Story by Mary Hudetz

Photos by Devin Wagner




Hours before daybreak on the Northern Cheyenne Reservation, Joe Grinsell ends his graveyard shift in Colstrip and starts his 40-mile drive home.

At 4:30 a.m., he doesn’t care much for the commute, which is about four times longer than it was two and a half years ago. But he doesn’t speak of trading the home or horses he owns outside of Busby for the trailer his family of six once rented for $500 a month in Colstrip either. “I think this is better, you know, just the freedom,” he says on an evening when he’s relieved of the stress of a late-night shift. “Plus this is ours; in Colstrip it wasn’t ours.”

For five years, the Grinsells lived in Colstrip, 20 miles north of the reservation, where Joe, 34, works as a heavy equipment operator for Western Energy. After the first three years, he and his wife, Brenda, started looking for a house in the country despite the likelihood that the move could more than quadruple the time for his commute.

“I wanted a better life for the kids,” says Brenda. “I felt like I was boxed in at Colstrip. Like it was a little square.”

Brenda has a long, red braid that falls behind her back and her soft-spoken voice, which sometimes yields to others, does little to suggest that in her youth she was a tomboy, as her mom, Vonda Limpy, remembers. Once, she was able to ride a horse, not yet broken and with no one watching, only to walk into her grandparents’ house and tell her mom, “There’s nothing wrong with that horse; didn’t buck me off.”

The family looked south from Colstrip to the reservation for the space and outdoors Brenda enjoyed while growing up at her grandparents’ ranch outside Ashland. Brenda, 42, has lived on the reservation or near its borders since she was 11 and spent her earlier childhood summers and Christmases in the area, too.

“It’s always felt like home,” she says.

But on a reservation with a housing shortage severe enough to leave more than 200 people on a waiting list to either rent or own a home, finding a house took the family more than a year, a year in which they moved three times.

And once they found a place it was another year before they had ownership because it routinely takes the Bureau of Indian Affairs at least that long to process the required paperwork.

On a reservation where 99 percent of the land is held in trust by the U.S. government for the benefit of either the Northern Cheyenne tribe or its members, the BIA must oversee virtually every land transaction, including home mortgages. Nationwide, the BIA has oversight responsibilities on 55.7 million acres of Indian land.

While the Grinsells waited, they rented the home they were waiting to buy but none of the payments went toward the purchase of the home.

Maria Valandra, vice president for community development at First Interstate Bank in Billings, which is a lender on the Northern Cheyenne Reservation, says two months is the fastest return from the BIA that she’s seen logged. Some housing applications that enter the BIA have taken as long as five years to process, she says.

“Here in Billings or in Missoula, you can close the loan and be in a house in 30 to 60 days,” Valandra says.

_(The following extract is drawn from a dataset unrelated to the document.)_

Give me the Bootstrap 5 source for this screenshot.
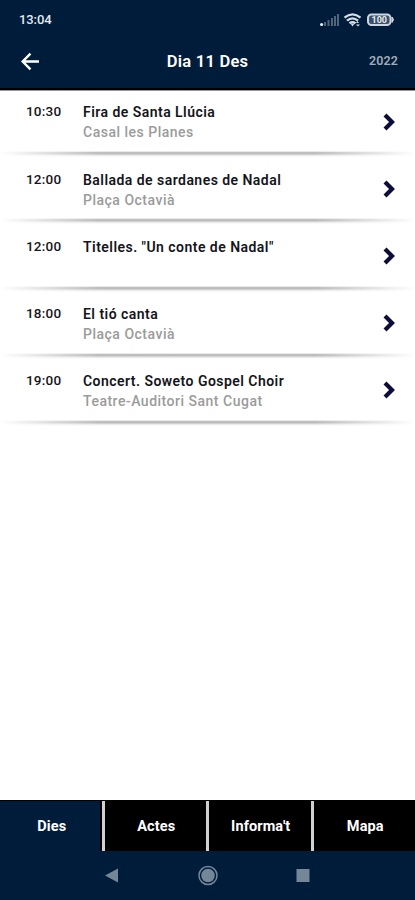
<!DOCTYPE html>
<html lang="ca">
<head>
<meta charset="utf-8">
<meta name="viewport" content="width=device-width, initial-scale=1">
<title>Dia 11 Des</title>
<link href="https://cdn.jsdelivr.net/npm/bootstrap@5.3.0/dist/css/bootstrap.min.css" rel="stylesheet">
<style>
body{font-family:Roboto,"Liberation Sans",sans-serif;height:900px;overflow:hidden;color:#15151b}
.navy{background:#001c3b}
.top-area{height:90px;border-bottom:2px solid #000}
.status-row{height:39px;padding:1px 20px 0 19px}
.clock{font-size:13px;font-weight:500;letter-spacing:-.1px;color:#e4eaf0}
.title-row{height:45px;padding:0 17px 0 20px}
.page-title{font-size:16.500px;font-weight:600;line-height:20px;letter-spacing:.25px;color:#fff;padding-right:3px}
.year{font-size:12.5px;font-weight:600;letter-spacing:.1px;color:#a0abb8}
.events{border-top:1px solid #99959d}
.event{height:67.2px;padding:11.400px 19px 0 26px}
.hour{width:57px;font-size:13.5px;font-weight:500;line-height:19px;letter-spacing:.2px}
.name{font-size:14px;font-weight:600;line-height:20px;letter-spacing:.46px}
.place{font-size:14px;font-weight:500;line-height:21px;letter-spacing:.5px;color:#9b9b9b}
.chev{margin-top:9.300px}
.shade{left:0;right:0;bottom:1px;height:6px;background:linear-gradient(90deg,#fff 0,rgba(255,255,255,0) 24%,rgba(255,255,255,0) 76%,#fff 100%),linear-gradient(180deg,#fff 0,#b2b2b2 30%,#c4c4c4 50%,#ececec 75%,#fff 100%)}
.tabs{height:51px;border-top:1px solid #000}
.tab{background:#000;color:#fff;font-size:14.500px;font-weight:700;letter-spacing:.1px;border-left:3px solid #d2cfd2;padding:2px 0 0 2px}
.tab.current{background:#001c3b;border-left:0;box-shadow:inset -2px 0 #000;padding:2px 0 0 2px}
.keys{height:49px}
</style>
</head>
<body class="d-flex flex-column bg-white">
<header class="navy top-area flex-shrink-0">
  <div class="status-row d-flex align-items-center justify-content-between">
    <span class="clock">13:04</span>
    <svg width="76" height="16" viewBox="0 0 76 16">
      <g fill="#52647b"><path d="M5 10h2v4H5zM8.500 8h2v6h-2zM12 6h2v8h-2zM15 4h2v10h-2zM18 2h2v12h-2z"/></g>
      <circle cx="2.600" cy="12.500" r="1.600" fill="#e8edf2"/>
      <g fill="none" stroke="#d5dde5" stroke-width="2.300"><path d="M25.500 5.700Q33.500-1 41.500 5.700M28 8.700Q33.500 4 39 8.700M30.500 11.300Q33.500 9 36.500 11.300"/></g>
      <path d="M31.500 11.500h4l-2 3z" fill="#d5dde5"/><path d="M37 11l1.500-2 1.500 2zM37 12.500h4l-2 2z" fill="#d5dde5"/>
      <rect x="49" y="2.500" width="22.500" height="10.500" rx="3.500" fill="#3d5067" stroke="#ccd6df" stroke-width="2"/>
      <path d="M73 5q3 2.700 0 5.500z" fill="#ccd6df" stroke="#ccd6df"/>
      <text x="60.300" y="11" text-anchor="middle" font-size="9" font-weight="700" fill="#e4eaf0">100</text>
    </svg>
  </div>
  <div class="title-row row gx-0 align-items-center">
    <div class="col"><svg width="22" height="20" viewBox="0 0 22 20" fill="none" stroke="#fff" stroke-width="2.400"><path d="M19 9.500H3M10.500 1.700L2.700 9.500l7.800 7.800"/></svg></div>
    <div class="col-auto page-title">Dia 11 Des</div>
    <div class="col text-end year">2022</div>
  </div>
</header>
<main class="events flex-grow-1">
  <div class="event d-flex position-relative"><div class="hour">10:30</div><div class="flex-grow-1"><div class="name">Fira de Santa Llúcia</div><div class="place">Casal les Planes</div></div><svg class="chev" width="13" height="20" viewBox="0 0 13 20" fill="none" stroke="#0c0d3a" stroke-width="4.200"><path d="M2 3l7 7-7 7"/></svg><div class="shade position-absolute"></div></div>
  <div class="event d-flex position-relative"><div class="hour">12:00</div><div class="flex-grow-1"><div class="name">Ballada de sardanes de Nadal</div><div class="place">Plaça Octavià</div></div><svg class="chev" width="13" height="20" viewBox="0 0 13 20" fill="none" stroke="#0c0d3a" stroke-width="4.200"><path d="M2 3l7 7-7 7"/></svg><div class="shade position-absolute"></div></div>
  <div class="event d-flex position-relative"><div class="hour">12:00</div><div class="flex-grow-1"><div class="name">Titelles. "Un conte de Nadal"</div></div><svg class="chev" width="13" height="20" viewBox="0 0 13 20" fill="none" stroke="#0c0d3a" stroke-width="4.200"><path d="M2 3l7 7-7 7"/></svg><div class="shade position-absolute"></div></div>
  <div class="event d-flex position-relative"><div class="hour">18:00</div><div class="flex-grow-1"><div class="name">El tió canta</div><div class="place">Plaça Octavià</div></div><svg class="chev" width="13" height="20" viewBox="0 0 13 20" fill="none" stroke="#0c0d3a" stroke-width="4.200"><path d="M2 3l7 7-7 7"/></svg><div class="shade position-absolute"></div></div>
  <div class="event d-flex position-relative"><div class="hour">19:00</div><div class="flex-grow-1"><div class="name">Concert. Soweto Gospel Choir</div><div class="place">Teatre-Auditori Sant Cugat</div></div><svg class="chev" width="13" height="20" viewBox="0 0 13 20" fill="none" stroke="#0c0d3a" stroke-width="4.200"><path d="M2 3l7 7-7 7"/></svg><div class="shade position-absolute"></div></div>
</main>
<nav class="tabs row g-0 flex-shrink-0">
  <div class="tab current col d-flex align-items-center justify-content-center">Dies</div>
  <div class="tab col d-flex align-items-center justify-content-center">Actes</div>
  <div class="tab col d-flex align-items-center justify-content-center">Informa't</div>
  <div class="tab col d-flex align-items-center justify-content-center">Mapa</div>
</nav>
<footer class="keys navy flex-shrink-0 d-flex justify-content-center">
  <svg width="415" height="49" viewBox="0 0 415 49" fill="#748799">
    <path d="M105 24.500L118 17.500v14z"/>
    <circle cx="208" cy="24.500" r="9" fill="none" stroke="#748799" stroke-width="1.500"/><circle cx="208" cy="24.500" r="6.800"/>
    <rect x="296.500" y="18" width="13" height="13"/>
  </svg>
</footer>
<script src="https://cdn.jsdelivr.net/npm/bootstrap@5.3.0/dist/js/bootstrap.bundle.min.js"></script>
</body>
</html>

The Grinsells’ wait was remarkably shorter than some but as much as 11 times longer than it usually takes if a home is purchased under similar circumstances off the reservation.

“On the part that didn’t have anything to do on the reservation, it went a lot faster,” Brenda Grinsell says. “But through the BIA, that’s when it took a long time.”





In 2004, the BIA, U.S. Department of Housing and Urban Development, and the U.S. Department of Agriculture, identified the need for a more streamlined approval process for reservation home buyers and an agreement surfaced: Certifying status reports on land titles should take no longer than 30 days to complete.

But the BIA’s Land, Titles and Records Office in Billings, which certifies the reports, frequently does not meet the 30-day deadline, says Vianna Stewart, the manager for this office in the Rocky Mountain region. She stepped into the position in October and has discussed faster turnaround times with her staff. But with an office that is understaffed by eight workers, meeting the deadlines won’t be easy.

“Seeing it and applying it are two different things,” Stewart says.

Meanwhile, finding a solution that both fulfills the BIA’s role as trust holders and quickens the bureau’s involvement in the reservation home buying process hangs in the balance.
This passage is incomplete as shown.